With its interview of two alleged criminals, e.tv has created a battleground on which the parameters of Section 205 of the Criminal Procedures Act will be fought over, writes Franny Rabkin in Business Day. This provision, much used under apartheid, can be used to force anybody – including journalists – to provide information about crime. It is therefore generally seen by journalists as an infringement of media freedom, but the authorities have never quite accepted that argument.
Franny Rabkin writes in Business Day:
TALK or else" is how veteran journalist Harvey Tyson describes section 205 of the Criminal Procedure Act in his book Editors Under Fire – on the media's fight against apartheid censorship.
The section allows the National Prosecuting Authority (NPA) to compel someone, where a crime has been committed, to reveal information or hand over documents related to the crime.
Refusing to do so can lead to imprisonment or a fine. It would also mean a criminal record.
Section 205 was frequently used against journalists during apartheid to get information about struggle activists.
Now the section, which had been gathering dust in the cupboard of seldom-used laws, has been pulled out and brushed off to use against e.tv journalist Mpho Lakaje.
Lakaje and his editor, Ben Said, got "Two-O-Fived" on Monday, just days after e.tv carried a broadcast of an interview with two "self-confessed criminals".
One of them, who chillingly cocked a gun during the interview, said he would rob tourists during the Soccer World Cup.
The other said he was prepared to shoot his way out of a standoff with the police. The identities of both were concealed.
The interview evoked strong reactions from the public and the government, which is trying to quell safety fears following the reaction to the attack on the Togo soccer team in Angola.
National police commissioner Bheki Cele at the weekend issued a statement saying the interviewed criminals had committed the crime of intimidation. The next day the subpoenas were served on e.tv.
It has since been reported that an unnamed man, who allegedly introduced Lakaje to the two criminals, committed suicide in Soweto yesterday. His death raises questions about the future of the subpoenas since e.tv says the deceased was their only link to the criminals.
Media law expert Dario Milo of Webber Wentzel attorneys says the case, should the police proceed, will be precedent-setting and would "test the limits" of the section.
The big difference between section 205 in Tyson's time and now is that SA now has a bill of rights.
Section 205 survived the new constitutional dispensation and was found, in principle, to be constitutional by the Constitutional Court in 1996.
In the case of Nel vs Le Roux, Judge Laurie Ackermann said what saved the section from constitutional invalidity was that, in terms of the act, the person could refuse to answer a question if he had a "just excuse".
Now that SA has a bill of rights, threat of an infringement of a right in the bill of rights would constitute a just excuse, Ackermann says.

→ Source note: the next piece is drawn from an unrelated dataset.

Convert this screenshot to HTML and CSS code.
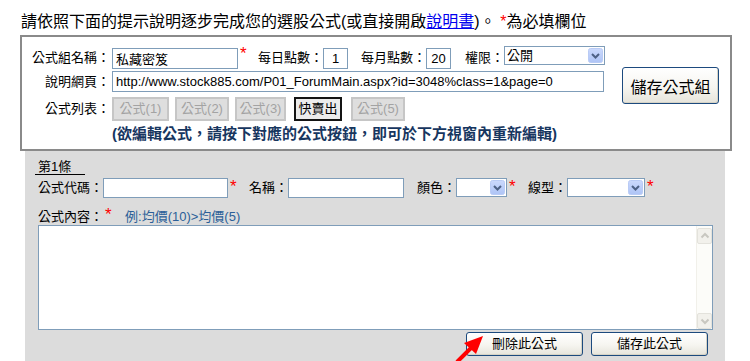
FILE: index.html
```html
<!DOCTYPE html>
<html>
<head>
<meta charset="utf-8">
<link rel="stylesheet" href="styles.css">
</head>
<body>
<div class="page">
  <div class="title">請依照下面的提示說明逐步完成您的選股公式(或直接開啟<a href="#" class="link">說明書</a>)。 <span class="req">*</span>為必填欄位</div>

  <div class="group-box">
    <div class="fields">
      <div class="row row1">
        <span class="lbl">公式組名稱：</span>
        <input class="inp inp-name" value="私藏密笈">
        <span class="star">*</span>
        <span class="lbl2 ml10">每日點數：</span>
        <input class="inp inp-num" value="1">
        <span class="lbl2 ml13">每月點數：</span>
        <input class="inp inp-num" value="20">
        <span class="lbl2 ml14">權限：</span>
        <div class="sel sel-perm">
          <span class="sel-text">公開</span>
          <span class="sel-btn"><svg width="15" height="15" viewBox="0 0 15 15"><defs><linearGradient id="g1" x1="0" y1="0" x2="0" y2="1"><stop offset="0" stop-color="#cbd9fc"/><stop offset="1" stop-color="#aec4f6"/></linearGradient></defs><rect x="0.5" y="0.5" width="14" height="14" rx="2" fill="url(#g1)" stroke="#b9cbf5"/><polyline points="4,6 7.5,9.5 11,6" fill="none" stroke="#4d6185" stroke-width="2"/></svg></span>
        </div>
      </div>
      <div class="row row2">
        <span class="lbl">說明網頁：</span>
        <input class="inp inp-url" value="http://www.stock885.com/P01_ForumMain.aspx?id=3048%class=1&amp;page=0">
      </div>
      <div class="row row3">
        <span class="lbl">公式列表：</span>
        <button class="fbtn off b1">公式(1)</button>
        <button class="fbtn off b2">公式(2)</button>
        <button class="fbtn off b3">公式(3)</button>
        <button class="fbtn on b4">快賣出</button>
        <button class="fbtn off b5">公式(5)</button>
      </div>
      <div class="note">(欲編輯公式，請按下對應的公式按鈕，即可於下方視窗內重新編輯)</div>
    </div>
    <div class="side">
      <button class="xpbtn big">儲存公式組</button>
    </div>
  </div>

  <div class="panel">
    <div class="heading">第1條</div>
    <div class="row row-code">
      <span class="lbl3">公式代碼：</span>
      <input class="inp inp-code" value="">
      <span class="star">*</span>
      <span class="lbl3 ml11">名稱：</span>
      <input class="inp inp-title" value="">
      <span class="lbl3 ml13">顏色：</span>
      <div class="sel sel-color">
        <span class="sel-text"></span>
        <span class="sel-btn"><svg width="15" height="15" viewBox="0 0 15 15"><defs><linearGradient id="g2" x1="0" y1="0" x2="0" y2="1"><stop offset="0" stop-color="#cbd9fc"/><stop offset="1" stop-color="#aec4f6"/></linearGradient></defs><rect x="0.5" y="0.5" width="14" height="14" rx="2" fill="url(#g2)" stroke="#b9cbf5"/><polyline points="4,6 7.5,9.5 11,6" fill="none" stroke="#4d6185" stroke-width="2"/></svg></span>
      </div>
      <span class="star">*</span>
      <span class="lbl3 ml11">線型：</span>
      <div class="sel sel-line">
        <span class="sel-text"></span>
        <span class="sel-btn"><svg width="15" height="15" viewBox="0 0 15 15"><defs><linearGradient id="g3" x1="0" y1="0" x2="0" y2="1"><stop offset="0" stop-color="#cbd9fc"/><stop offset="1" stop-color="#aec4f6"/></linearGradient></defs><rect x="0.5" y="0.5" width="14" height="14" rx="2" fill="url(#g3)" stroke="#b9cbf5"/><polyline points="4,6 7.5,9.5 11,6" fill="none" stroke="#4d6185" stroke-width="2"/></svg></span>
      </div>
      <span class="star">*</span>
    </div>
    <div class="content-row">
      <span class="lbl3">公式內容：</span><span class="star star-inline">*</span>
      <span class="example">例:均價(10)&gt;均價(5)</span>
    </div>
    <div class="textbox">
      <div class="tb-area"></div>
      <div class="scrollbar">
        <span class="sb-btn"><svg width="14" height="14" viewBox="0 0 14 14"><polyline points="3.5,8.5 7,5 10.5,8.5" fill="none" stroke="#c8c7c0" stroke-width="2"/></svg></span>
        <span class="sb-btn"><svg width="14" height="14" viewBox="0 0 14 14"><polyline points="3.5,5.5 7,9 10.5,5.5" fill="none" stroke="#c8c7c0" stroke-width="2"/></svg></span>
      </div>
    </div>
    <div class="actions">
      <button class="xpbtn small">刪除此公式</button>
      <button class="xpbtn small">儲存此公式</button>
    </div>
  </div>

  <svg class="arrow" width="40" height="31" viewBox="0 0 40 31">
    <line x1="7" y1="32" x2="21" y2="18" stroke="#ff0000" stroke-width="4"/>
    <polygon points="33,6 14,13 26,24" fill="#ff0000"/>
  </svg>
</div>
</body>
</html>
```

FILE: styles.css
```css
* { box-sizing: border-box; }
html, body { margin: 0; padding: 0; background: #fff; overflow: hidden; }
body {
  font-family: "Liberation Sans", "Noto Sans CJK TC", sans-serif;
  font-size: 13px;
  color: #000;
}
.page { position: relative; width: 750px; height: 361px; padding: 12px 0 0 20px; }

.title { font-size: 16px; line-height: 20px; margin: 0 0 3px 1px; white-space: nowrap; }
.link { color: #0000ee; text-decoration: underline; }
.req { color: #ff0000; }

.group-box {
  width: 712px; height: 116px;
  border: 2px solid #8a8a8a;
  display: flex;
}
.fields { flex: 1; padding-top: 9px; }
.side { width: 108px; padding-top: 30px; }

.row { display: flex; align-items: center; white-space: nowrap; }
.row1 { height: 23px; }
.row2 { height: 21px; margin-top: 2px; }
.row3 { height: 24px; margin-top: 5px; }

.lbl { width: 88px; margin-right: 2px; text-align: right; line-height: 16px; flex: none; }
.lbl2, .lbl3 { line-height: 16px; flex: none; }
.ml10 { margin-left: 10px; }
.ml11 { margin-left: 11px; }
.ml13 { margin-left: 13px; }
.ml14 { margin-left: 14px; }

.inp {
  font-family: "Liberation Sans", "Noto Sans CJK TC", sans-serif;
  font-size: 13px;
  color: #000;
  border: 1px solid #7f9db9;
  background: #fff;
  padding: 0 3px;
  margin: 0;
  outline: none;
  flex: none;
}
.row1 .inp { height: 21px; align-self: flex-end; }
.inp-name { width: 126px; }
.inp-num { width: 25px; text-align: center; padding: 0; }
.inp-url { width: 492px; height: 21px; }

.star {
  color: #ff0000; font-size: 17px; line-height: 16px;
  align-self: flex-start; width: 10px; padding-left: 2px; flex: none;
}

.sel {
  display: flex; align-items: center; justify-content: space-between;
  height: 19px; border: 1px solid #7f9db9; background: #fff;
  padding: 0 1px 0 2px; flex: none;
}
.row1 .sel { align-self: flex-start; }
.sel-text { font-size: 13px; line-height: 16px; }
.sel-btn { display: block; width: 15px; height: 15px; }
.sel-btn svg { display: block; }
.sel-perm { width: 101px; }
.sel-color { width: 51px; }
.sel-line { width: 78px; }

.fbtn {
  font-family: "Liberation Sans", "Noto Sans CJK TC", sans-serif;
  font-size: 13px; height: 24px; margin: 0 6px 0 0;
  line-height: 18px; flex: none; padding: 0;
  text-align: center;
}
.fbtn.off {
  color: #a3a3a3;
  background: #dedede;
  border: 2px solid #c6c6c6;
}
.fbtn.on {
  margin: 0 9px 0 2px;
  color: #000;
  background: #ececec;
  border: 2px solid #141414;
}
.b1 { width: 57px; }
.b2 { width: 54px; }
.b3 { width: 51px; }
.b4 { width: 48px; }
.b5 { width: 54px; }

.note {
  margin-top: 3px; padding-left: 90px;
  font-size: 15px; line-height: 20px; font-weight: bold;
  color: #17365f; white-space: nowrap;
}

.xpbtn {
  font-family: "Liberation Sans", "Noto Sans CJK TC", sans-serif;
  color: #000;
  border: 1px solid #1c4a7e;
  border-radius: 3px;
  background: linear-gradient(#ffffff 0%, #f6f5f0 55%, #e6e4db 100%);
  box-shadow: inset -1px -1px 0 #d6d3c6;
  padding: 0;
  margin: 0;
}
.xpbtn.big { width: 97px; height: 37px; font-size: 16px; }
.xpbtn.small { width: 117px; height: 24px; font-size: 13px; line-height: 18px; }

.panel {
  margin-left: 5px; width: 700px; height: 210px;
  background: #dcdcdc;
  padding: 8px 0 0 10px;
}
.heading {
  width: 50px; padding-left: 3px;
  line-height: 15px; border-bottom: 1px solid #000;
}
.row-code { margin-top: 3px; height: 20px; align-items: flex-start; padding-left: 3px; }
.row-code .lbl3 { line-height: 20px; }
.row-code .inp { height: 20px; }
.inp-code { width: 125px; }
.inp-title { width: 116px; }
.row-code .star { margin-top: 1px; }

.content-row {
  margin-top: 11px; padding-left: 3px; height: 16px;
  display: flex; align-items: flex-start; white-space: nowrap;
}
.star-inline { margin-top: -2px; }
.example { color: #2b5f98; margin-left: 12px; line-height: 16px; }

.textbox {
  margin-left: 3px; width: 675px; height: 105px;
  border: 1px solid #7f9db9; background: #fff;
  display: flex;
}
.tb-area { flex: 1; }
.scrollbar {
  width: 16px; background: #fcfcf9;
  border-left: 1px solid #f1f0ea;
  display: flex; flex-direction: column; justify-content: space-between;
  padding: 2px 0 0 0;
}
.sb-btn {
  display: block; width: 15px; height: 16px;
  background: #f2f1ec; border: 1px solid #e3e2dc; border-radius: 2px;
}
.sb-btn svg { display: block; }

.actions {
  width: 678px; margin-top: 2px; padding-right: 5px;
  display: flex; justify-content: flex-end; gap: 8px;
}

.arrow { position: absolute; left: 450px; top: 330px; }
```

He says it is up to the courts to determine case by case whether forcing someone to answer a question will unjustifiably infringe on his rights.
Milo says there are two approaches e.tv could adopt in response to the subpoenas.
The first is to rely on a record of understanding between the government and the South African National Editors Forum signed in 1999 which allows journalists to make representations to the NPA prior to being subpoenaed in terms of section 205. This process was not adopted in this case.
The second is to argue it is a "just excuse" not to reveal the identities of the sources as disclosure will undermine e.tv 's right to media freedom.
The argument would be that the interview was manifestly in the public interest and requiring journalists to reveal sources would have a "chilling effect" on the media doing its job.
But Milo says e.tv might have an "uphill battle" on its hands in this case because the state also has a legitimate interest in pursuing those threatening robbery and murder. The court's job would be to balance these competing interests, he says.
* This article first appeared in Business Day on 20 January 2009.